**Stated exercise**
Locate and copy each line in the data that contains the word "React".

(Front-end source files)
• • • • •

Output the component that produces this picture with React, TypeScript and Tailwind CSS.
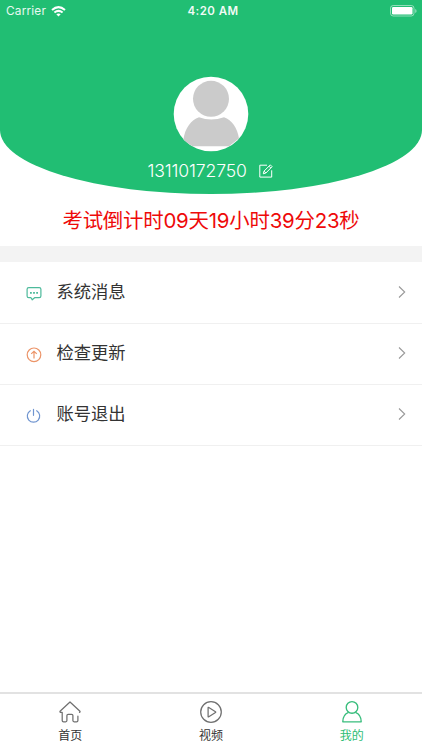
import React from 'react';

const MessageIcon = () => (
  <svg width="16" height="16" viewBox="0 0 16 16" fill="none" stroke="#4dba9b" strokeWidth="1.2" strokeLinejoin="round">
    <path d="M2.8 1.600h10.400a1.700 1.700 0 0 1 1.700 1.700v6.700a1.700 1.700 0 0 1-1.700 1.700H8.600L6.200 13.800 5 11.700H2.800a1.700 1.700 0 0 1-1.700-1.700V3.300a1.700 1.700 0 0 1 1.700-1.700Z" />
    <path d="M4 6.900h1.800M7.100 6.900h1.800M10.200 6.900h1.800" strokeWidth="1.900" />
  </svg>
);

const UpdateIcon = () => (
  <svg width="16" height="16" viewBox="0 0 16 16" fill="none" stroke="#ec9468" strokeWidth="1.2">
    <circle cx="8" cy="7.800" r="6.800" />
    <path d="M8 11.400V4.600M5.200 6.900 8 4.400 10.800 6.900" />
  </svg>
);

const PowerIcon = () => (
  <svg width="16" height="16" viewBox="0 0 16 16" fill="none" stroke="#7095d0" strokeWidth="1.2" strokeLinecap="round">
    <path d="M4.300 2.700A6.200 6.200 0 1 0 10.700 2.700M7.500 1.300v6" />
  </svg>
);

const rows = [
  { label: '系统消息', Icon: MessageIcon },
  { label: '检查更新', Icon: UpdateIcon },
  { label: '账号退出', Icon: PowerIcon },
];

const HomeIcon = () => (
  <svg width="24" height="24" viewBox="0 0 24 24" fill="none" stroke="#707070" strokeWidth="1.25" strokeLinejoin="round" strokeLinecap="round">
    <path d="M4.2 12.4H2.5Q1.4 12 2.3 11L12 2l9.7 9q.9 1-.2 1.4M4.2 12.4v8q0 1.4 1.4 1.4h2.1q1.2 0 1.2-1.2v-5q0-1.2 1.2-1.2h3.6q1.2 0 1.2 1.2v5q0 1.2 1.2 1.2h2.4q1.4 0 1.4-1.4v-4.2" />
  </svg>
);

const VideoIcon = () => (
  <svg width="24" height="24" viewBox="0 0 24 24" fill="none" stroke="#707070" strokeWidth="1.25" strokeLinejoin="round">
    <circle cx="12" cy="12" r="10.3" />
    <path d="M9.1 7.8v8.6q0 .7.7.3l6.7-4.2q.6-.4 0-.8L9.8 7.5q-.7-.4-.7.3Z" />
  </svg>
);

const UserIcon = () => (
  <svg width="24" height="24" viewBox="0 0 24 24" fill="none" stroke="#38bd7c" strokeWidth="1.35" strokeLinejoin="round">
    <circle cx="12" cy="7.4" r="5.8" />
    <path d="M8.6 12.4C5 13.8 2.8 17.3 2.8 21.8h18.4c0-4.5-2.2-8-5.8-9.4" />
  </svg>
);

const tabs = [
  { label: '首页', Icon: HomeIcon, color: 'text-[#333]' },
  { label: '视频', Icon: VideoIcon, color: 'text-[#333]' },
  { label: '我的', Icon: UserIcon, color: 'text-[#2dbd74]' },
];

export default function App() {
  return (
    <div className="flex h-[750px] w-full flex-col overflow-hidden bg-white font-['Inter','Noto_Sans_CJK_SC',sans-serif]">
      <header className="flex h-[194px] shrink-0 flex-col items-center rounded-b-[50%_64px] bg-[#21be73]">
        <div className="grid h-[22px] w-full grid-cols-3 items-center pl-[6px] pr-[5px] text-white">
          <div className="flex items-center gap-[5px]">
            <span className="text-[11.800px] leading-[22px] tracking-[0.200px] text-white/90">Carrier</span>
            <svg width="15" height="11" viewBox="0 0 15 11" fill="none" stroke="white" strokeWidth="2">
              <path d="M1 4Q7.5-1.8 14 4M3.4 6.6q4.1-3.4 8.2 0" />
              <path d="M5.3 8.3q2.2-1.6 4.4 0L7.5 10.6Z" fill="white" stroke="none" />
            </svg>
          </div>
          <span className="pl-[3px] text-center text-[11.500px] font-semibold leading-[22px] tracking-[0.450px] text-white/95">4:20 AM</span>
          <svg className="justify-self-end" width="27" height="12" viewBox="0 0 27 12">
            <rect x=".5" y=".5" width="23.5" height="10.5" rx="2.7" fill="none" stroke="white" strokeOpacity=".5" />
            <rect x="2" y="2" width="20.5" height="7.5" rx="1.2" fill="white" />
            <path d="M25.2 4v4q1.4-.6 1.4-2t-1.4-2Z" fill="white" fillOpacity=".5" />
          </svg>
        </div>
        <svg className="mt-[54px] shrink-0" width="76" height="76" viewBox="0 0 76 76">
          <circle cx="38" cy="38" r="37.3" fill="white" />
          <circle cx="38" cy="22.8" r="18" fill="#cbcbcb" />
          <path d="M10.400 63.500C12 52 18 44 26 41.200Q38 46 51 41.200C59 44 64.500 52 66 62.500Q60 67 56 70.300H19.500Q14 67 10.400 63.500Z" fill="#cbcbcb" />
        </svg>
        <div className="mt-[5.500px] flex items-center pr-[2px]">
          <span className="w-[111px] text-[17.600px] font-light leading-[26px] tracking-[-0.150px] text-white">13110172750</span>
          <svg width="14" height="14" viewBox="0 0 14 14" fill="none" stroke="white" strokeWidth="1">
            <path d="M8 1.200H.8v11.900h11.900V6.300M4.300 9.800l.7-2.700 6.300-6.200 1.800 1.800-6.200 6.300ZM10 2.200l1.800 1.800M5 7.100l1.900 1.900" />
          </svg>
        </div>
      </header>
      <p className="h-[52px] shrink-0 text-center text-[20.400px] leading-[54px] tracking-[-0.200px] text-[#ee0a0a]">
        考试倒计时09天19小时39分23秒
      </p>
      <div className="h-4 shrink-0 bg-[#f3f3f3]" />
      <main className="flex-1 pt-px">
        {rows.map(({ label, Icon }) => (
          <div key={label} className="flex h-[61px] items-center border-b border-[#f0f0f0] pl-[26px] pr-[15px]">
            <div className="mt-[2px]"><Icon /></div>
            <span className="-mt-[3px] ml-[14.500px] flex-1 text-[17.300px] leading-6 text-[#333]">{label}</span>
            <svg className="-mt-[3px]" width="10" height="14" viewBox="0 0 10 14" fill="none" stroke="#999" strokeWidth="1.100">
              <path d="m2 1.500 5.700 5.500L2 12.500" />
            </svg>
          </div>
        ))}
      </main>
      <nav className="grid h-[58px] shrink-0 grid-cols-3 border-t-2 border-[#e2e2e2] bg-white">
        {tabs.map(({ label, Icon, color }) => (
          <div key={label} className={`flex flex-col items-center pt-[6px] ${color}`}>
            <Icon />
            <span className="mt-[3px] text-[12px] leading-[18px]">{label}</span>
          </div>
        ))}
      </nav>
    </div>
  );
}
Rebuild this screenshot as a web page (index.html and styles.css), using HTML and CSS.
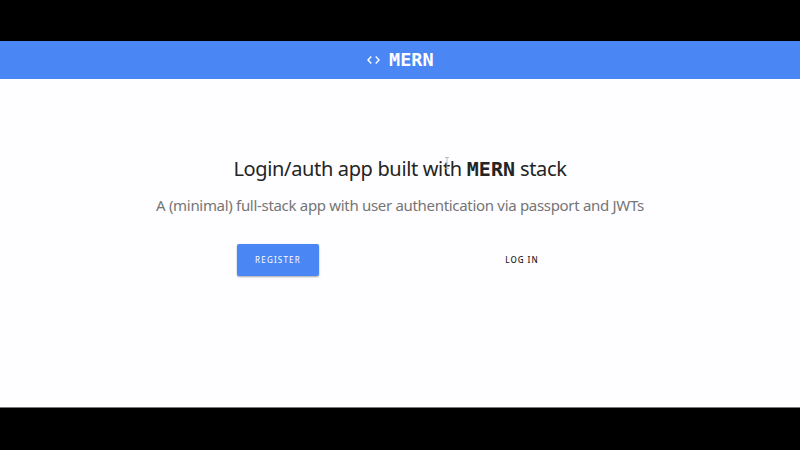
FILE: index.html
```html
<!DOCTYPE html>
<html lang="en">
<head>
<meta charset="utf-8">
<title>MERN</title>
<link rel="stylesheet" href="styles.css">
</head>
<body>
<div class="page">
<nav class="navbar">
<svg class="code-icon" viewBox="0 0 13 8"><path d="M4.3 .6 1 4 4.3 7.4M8.7 .6 12 4 8.7 7.4"/></svg>
<span class="brand">MERN</span>
</nav>
<main class="landing">
<h1 class="title"><span>Login/auth app built with</span><b>MERN</b><span>stack</span></h1>
<p class="subtitle">A (minimal) full-stack app with user authentication via passport and JWTs</p>
<div class="actions">
<a class="btn btn-primary">REGISTER</a>
<a class="btn btn-flat">LOG IN</a>
</div>
</main>
<svg class="cursor" viewBox="0 0 6 12"><path d="M1 .5H5M3 .5V11.5M1 11.5H5"/></svg>
</div>
</body>
</html>
```
FILE: styles.css
```css
* { box-sizing: border-box; }
body {
  margin: 0;
  height: 450px;
  padding: 41px 0 42px;
  background: #000;
  font-family: "Noto Sans", sans-serif;
  overflow: hidden;
}
.page {
  position: relative;
  height: 367px;
  background: #fefdff;
  border-bottom: 1px solid #777;
}
.navbar {
  display: flex;
  align-items: center;
  height: 38px;
  padding-left: 367px;
  gap: 9px;
  background: #4a86f4;
  color: #fff;
}
.code-icon {
  width: 13px;
  height: 8px;
  fill: none;
  stroke: #fff;
  stroke-width: 1.4;
}
.brand {
  font: bold 18.5px/38px "DejaVu Sans Mono", monospace;
}
.landing {
  padding-top: 74px;
}
.title {
  display: flex;
  justify-content: center;
  align-items: baseline;
  gap: 5px;
  margin: 0;
  font-size: 20px;
  line-height: 32px;
  font-weight: 400;
  color: #242424;
  white-space: nowrap;
  letter-spacing: -0.35px;
}
.title b {
  font: bold 20px/32px "DejaVu Sans Mono", monospace;
  letter-spacing: 0;
}
.subtitle {
  margin: 8px 0 0;
  text-align: center;
  font-size: 15px;
  line-height: 24px;
  color: #757575;
  white-space: nowrap;
  letter-spacing: -0.31px;
}
.actions {
  display: flex;
  align-items: center;
  padding-left: 237px;
  margin-top: 27px;
  gap: 168px;
}
.btn {
  height: 32px;
  font-size: 8px;
  line-height: 32px;
  letter-spacing: 1.2px;
  text-align: center;
  white-space: nowrap;
}
.btn-primary {
  width: 82px;
  border-radius: 2px;
  background: #4a86f4;
  color: #fff;
  box-shadow: 0 1px 2px rgba(0, 0, 0, .35);
}
.btn-flat {
  width: 70px;
  color: #222;
  font-weight: 500;
  letter-spacing: 1px;
}
.cursor {
  position: absolute;
  left: 444px;
  top: 116px;
  width: 6px;
  height: 12px;
  fill: none;
  stroke: #aaa;
  stroke-width: .8;
}
```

• • • • •

**Result**
Output the component that produces this picture with React, TypeScript and Tailwind CSS.
import React from 'react';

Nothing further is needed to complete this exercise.